In jurisdictions in which an assignment of the deed of trust or mortgage is not required to be recorded, the assignee of the note or bond, under such circumstances, is protected, and the purchaser takes the property subject to his right. Bamberger v. Geiser, 24 Or. 203, 33 Pac. 609; Lee v. Clark, SO Mo. 556, 1 S. W. 142; Trust Co. v. Shaw, 5 Sawy. 340, Fed. Cas. No. 10, 556; Reeves v. Hayes, 95 Ind. 521; James v. Morey, 2 Cow. (N. Y.) 246, 14 Am. Dee. 475; Dixon v. Hunter, 57 Ind. 278; Hasselman v. McKernan, 50 Ind. 441; People's Trust Co. v. Tonkonogy, 144 App. Div. (N. Y.) 333, 128 N. Y. Supp. 1055; Quimby v. Williams, 67 N. H. 489, 41 Atl. 862, 68 Am. St. Rep. 685; Wilson v. Kimball, 27 N. H. 300; Singleton v. Singleton, 60 S. C. 216, 38 S. E. 462. For other cases see 5 Ann. Cas. 339, note. An overwhelming weight of authority stands in favor of this proposition, and it follows that, in so far as the decree accords priority to the bank in respect of the four $10,000 notes, it is correct and irreversible. Recordation of the assignment of the notes was not required and they were described in the deed of trust.

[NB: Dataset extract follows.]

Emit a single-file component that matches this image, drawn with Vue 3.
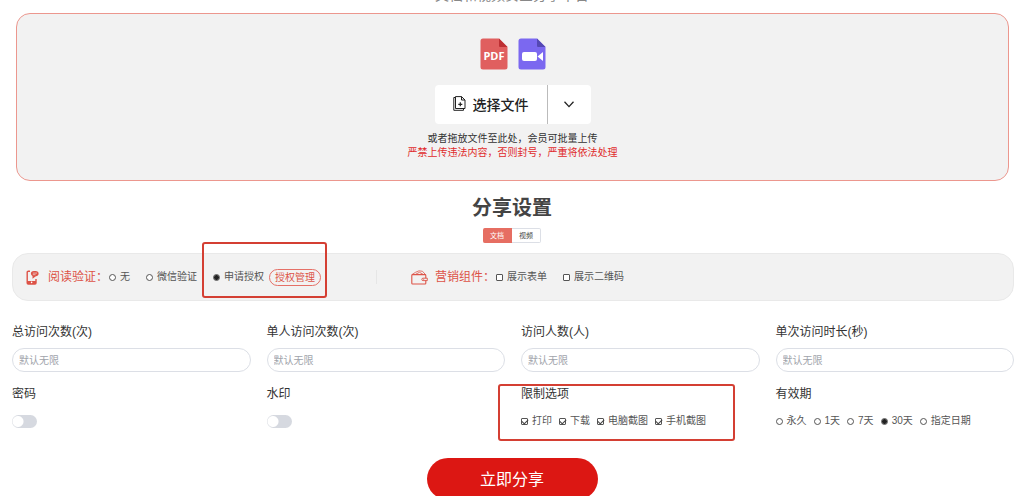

To bring the assignment of the mortgage within the requirements of the recording acts, and thus give force and effect to a recorded assignment thereof, the distinction between a mortgage and a deed of trust, in point of character, is relied upon. It is contended that, to give it effect as against a subsequent purchaser...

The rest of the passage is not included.